■ Requirements ■
Transcribe each line of the material as it is, and drop any picture.

■ Dataset section ■

•••

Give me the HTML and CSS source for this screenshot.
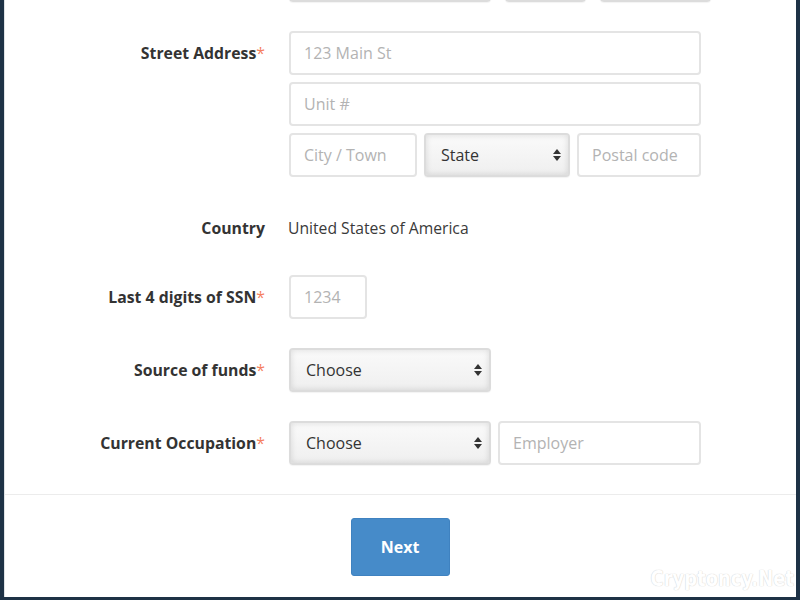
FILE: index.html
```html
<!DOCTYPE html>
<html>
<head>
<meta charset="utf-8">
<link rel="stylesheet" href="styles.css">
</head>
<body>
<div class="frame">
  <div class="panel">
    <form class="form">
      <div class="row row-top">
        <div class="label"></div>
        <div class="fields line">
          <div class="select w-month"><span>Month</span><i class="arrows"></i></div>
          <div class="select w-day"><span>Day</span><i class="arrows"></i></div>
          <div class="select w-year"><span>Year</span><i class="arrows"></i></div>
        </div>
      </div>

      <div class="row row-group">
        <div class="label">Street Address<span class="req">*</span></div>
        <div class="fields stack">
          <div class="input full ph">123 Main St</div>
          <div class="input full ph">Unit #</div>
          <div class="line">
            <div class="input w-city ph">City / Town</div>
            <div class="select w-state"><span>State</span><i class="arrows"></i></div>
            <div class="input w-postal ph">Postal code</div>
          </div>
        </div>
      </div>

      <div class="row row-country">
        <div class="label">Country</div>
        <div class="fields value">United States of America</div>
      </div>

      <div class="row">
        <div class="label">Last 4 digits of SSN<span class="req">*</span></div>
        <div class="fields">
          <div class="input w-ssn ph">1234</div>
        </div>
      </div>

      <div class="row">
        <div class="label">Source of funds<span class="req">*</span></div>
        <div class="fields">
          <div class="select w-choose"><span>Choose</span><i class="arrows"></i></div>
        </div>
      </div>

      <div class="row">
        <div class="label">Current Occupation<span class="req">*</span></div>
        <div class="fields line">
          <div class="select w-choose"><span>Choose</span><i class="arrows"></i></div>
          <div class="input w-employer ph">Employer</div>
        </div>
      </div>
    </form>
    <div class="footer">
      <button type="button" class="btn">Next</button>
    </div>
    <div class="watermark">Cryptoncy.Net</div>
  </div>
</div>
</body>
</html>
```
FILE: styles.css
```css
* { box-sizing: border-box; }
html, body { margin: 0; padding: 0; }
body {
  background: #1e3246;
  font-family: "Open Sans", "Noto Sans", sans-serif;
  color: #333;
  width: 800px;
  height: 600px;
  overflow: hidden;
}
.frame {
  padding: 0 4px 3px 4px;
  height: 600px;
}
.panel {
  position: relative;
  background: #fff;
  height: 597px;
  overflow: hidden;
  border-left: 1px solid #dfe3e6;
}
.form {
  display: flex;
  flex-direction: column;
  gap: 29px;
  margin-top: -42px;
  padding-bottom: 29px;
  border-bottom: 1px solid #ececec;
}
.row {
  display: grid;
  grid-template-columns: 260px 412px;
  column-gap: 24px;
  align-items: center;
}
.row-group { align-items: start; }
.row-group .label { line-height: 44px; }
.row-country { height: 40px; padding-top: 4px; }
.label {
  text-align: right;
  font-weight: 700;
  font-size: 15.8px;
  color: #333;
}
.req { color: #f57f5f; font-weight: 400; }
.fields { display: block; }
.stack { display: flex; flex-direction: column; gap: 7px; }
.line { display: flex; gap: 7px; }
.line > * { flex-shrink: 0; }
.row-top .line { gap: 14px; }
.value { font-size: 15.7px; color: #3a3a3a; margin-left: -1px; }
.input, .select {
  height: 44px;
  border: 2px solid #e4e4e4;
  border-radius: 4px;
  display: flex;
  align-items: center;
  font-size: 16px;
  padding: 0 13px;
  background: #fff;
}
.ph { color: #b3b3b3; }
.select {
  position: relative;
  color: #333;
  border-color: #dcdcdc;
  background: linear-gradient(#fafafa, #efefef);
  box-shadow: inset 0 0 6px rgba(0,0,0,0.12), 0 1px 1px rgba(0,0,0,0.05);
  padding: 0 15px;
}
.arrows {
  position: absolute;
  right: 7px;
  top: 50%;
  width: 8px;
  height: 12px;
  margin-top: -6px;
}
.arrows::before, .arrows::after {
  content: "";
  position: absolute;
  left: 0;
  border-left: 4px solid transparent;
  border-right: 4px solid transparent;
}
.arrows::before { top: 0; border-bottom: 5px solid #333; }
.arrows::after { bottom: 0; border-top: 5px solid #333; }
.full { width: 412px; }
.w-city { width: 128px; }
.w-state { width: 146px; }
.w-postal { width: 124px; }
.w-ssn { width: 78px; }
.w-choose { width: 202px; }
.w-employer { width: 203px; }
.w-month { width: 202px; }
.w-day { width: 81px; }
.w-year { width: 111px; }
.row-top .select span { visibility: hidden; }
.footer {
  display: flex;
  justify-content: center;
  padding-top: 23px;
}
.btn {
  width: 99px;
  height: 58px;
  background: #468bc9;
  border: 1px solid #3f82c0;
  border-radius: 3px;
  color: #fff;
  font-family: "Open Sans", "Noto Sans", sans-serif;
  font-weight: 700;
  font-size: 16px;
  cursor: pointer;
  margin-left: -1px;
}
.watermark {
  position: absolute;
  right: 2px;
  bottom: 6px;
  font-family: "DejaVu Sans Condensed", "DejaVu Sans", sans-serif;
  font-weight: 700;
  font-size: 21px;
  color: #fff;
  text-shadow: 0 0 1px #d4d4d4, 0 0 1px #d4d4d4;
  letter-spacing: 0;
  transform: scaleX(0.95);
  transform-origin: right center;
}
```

•••

■ Result of the exercise ■
Give me the HTML and CSS source for this screenshot.
FILE: index.html
```html
<!DOCTYPE html>
<html>
<head>
<meta charset="utf-8">
<link rel="stylesheet" href="styles.css">
</head>
<body>
<div class="frame">
  <div class="panel">
    <form class="form">
      <div class="row row-top">
        <div class="label"></div>
        <div class="fields line">
          <div class="select w-month"><span>Month</span><i class="arrows"></i></div>
          <div class="select w-day"><span>Day</span><i class="arrows"></i></div>
          <div class="select w-year"><span>Year</span><i class="arrows"></i></div>
        </div>
      </div>

      <div class="row row-group">
        <div class="label">Street Address<span class="req">*</span></div>
        <div class="fields stack">
          <div class="input full ph">123 Main St</div>
          <div class="input full ph">Unit #</div>
          <div class="line">
            <div class="input w-city ph">City / Town</div>
            <div class="select w-state"><span>State</span><i class="arrows"></i></div>
            <div class="input w-postal ph">Postal code</div>
          </div>
        </div>
      </div>

      <div class="row row-country">
        <div class="label">Country</div>
        <div class="fields value">United States of America</div>
      </div>

      <div class="row">
        <div class="label">Last 4 digits of SSN<span class="req">*</span></div>
        <div class="fields">
          <div class="input w-ssn ph">1234</div>
        </div>
      </div>

      <div class="row">
        <div class="label">Source of funds<span class="req">*</span></div>
        <div class="fields">
          <div class="select w-choose"><span>Choose</span><i class="arrows"></i></div>
        </div>
      </div>

      <div class="row">
        <div class="label">Current Occupation<span class="req">*</span></div>
        <div class="fields line">
          <div class="select w-choose"><span>Choose</span><i class="arrows"></i></div>
          <div class="input w-employer ph">Employer</div>
        </div>
      </div>
    </form>
    <div class="footer">
      <button type="button" class="btn">Next</button>
    </div>
    <div class="watermark">Cryptoncy.Net</div>
  </div>
</div>
</body>
</html>
```
FILE: styles.css
```css
* { box-sizing: border-box; }
html, body { margin: 0; padding: 0; }
body {
  background: #1e3246;
  font-family: "Open Sans", "Noto Sans", sans-serif;
  color: #333;
  width: 800px;
  height: 600px;
  overflow: hidden;
}
.frame {
  padding: 0 4px 3px 4px;
  height: 600px;
}
.panel {
  position: relative;
  background: #fff;
  height: 597px;
  overflow: hidden;
  border-left: 1px solid #dfe3e6;
}
.form {
  display: flex;
  flex-direction: column;
  gap: 29px;
  margin-top: -42px;
  padding-bottom: 29px;
  border-bottom: 1px solid #ececec;
}
.row {
  display: grid;
  grid-template-columns: 260px 412px;
  column-gap: 24px;
  align-items: center;
}
.row-group { align-items: start; }
.row-group .label { line-height: 44px; }
.row-country { height: 40px; padding-top: 4px; }
.label {
  text-align: right;
  font-weight: 700;
  font-size: 15.8px;
  color: #333;
}
.req { color: #f57f5f; font-weight: 400; }
.fields { display: block; }
.stack { display: flex; flex-direction: column; gap: 7px; }
.line { display: flex; gap: 7px; }
.line > * { flex-shrink: 0; }
.row-top .line { gap: 14px; }
.value { font-size: 15.7px; color: #3a3a3a; margin-left: -1px; }
.input, .select {
  height: 44px;
  border: 2px solid #e4e4e4;
  border-radius: 4px;
  display: flex;
  align-items: center;
  font-size: 16px;
  padding: 0 13px;
  background: #fff;
}
.ph { color: #b3b3b3; }
.select {
  position: relative;
  color: #333;
  border-color: #dcdcdc;
  background: linear-gradient(#fafafa, #efefef);
  box-shadow: inset 0 0 6px rgba(0,0,0,0.12), 0 1px 1px rgba(0,0,0,0.05);
  padding: 0 15px;
}
.arrows {
  position: absolute;
  right: 7px;
  top: 50%;
  width: 8px;
  height: 12px;
  margin-top: -6px;
}
.arrows::before, .arrows::after {
  content: "";
  position: absolute;
  left: 0;
  border-left: 4px solid transparent;
  border-right: 4px solid transparent;
}
.arrows::before { top: 0; border-bottom: 5px solid #333; }
.arrows::after { bottom: 0; border-top: 5px solid #333; }
.full { width: 412px; }
.w-city { width: 128px; }
.w-state { width: 146px; }
.w-postal { width: 124px; }
.w-ssn { width: 78px; }
.w-choose { width: 202px; }
.w-employer { width: 203px; }
.w-month { width: 202px; }
.w-day { width: 81px; }
.w-year { width: 111px; }
.row-top .select span { visibility: hidden; }
.footer {
  display: flex;
  justify-content: center;
  padding-top: 23px;
}
.btn {
  width: 99px;
  height: 58px;
  background: #468bc9;
  border: 1px solid #3f82c0;
  border-radius: 3px;
  color: #fff;
  font-family: "Open Sans", "Noto Sans", sans-serif;
  font-weight: 700;
  font-size: 16px;
  cursor: pointer;
  margin-left: -1px;
}
.watermark {
  position: absolute;
  right: 2px;
  bottom: 6px;
  font-family: "DejaVu Sans Condensed", "DejaVu Sans", sans-serif;
  font-weight: 700;
  font-size: 21px;
  color: #fff;
  text-shadow: 0 0 1px #d4d4d4, 0 0 1px #d4d4d4;
  letter-spacing: 0;
  transform: scaleX(0.95);
  transform-origin: right center;
}
```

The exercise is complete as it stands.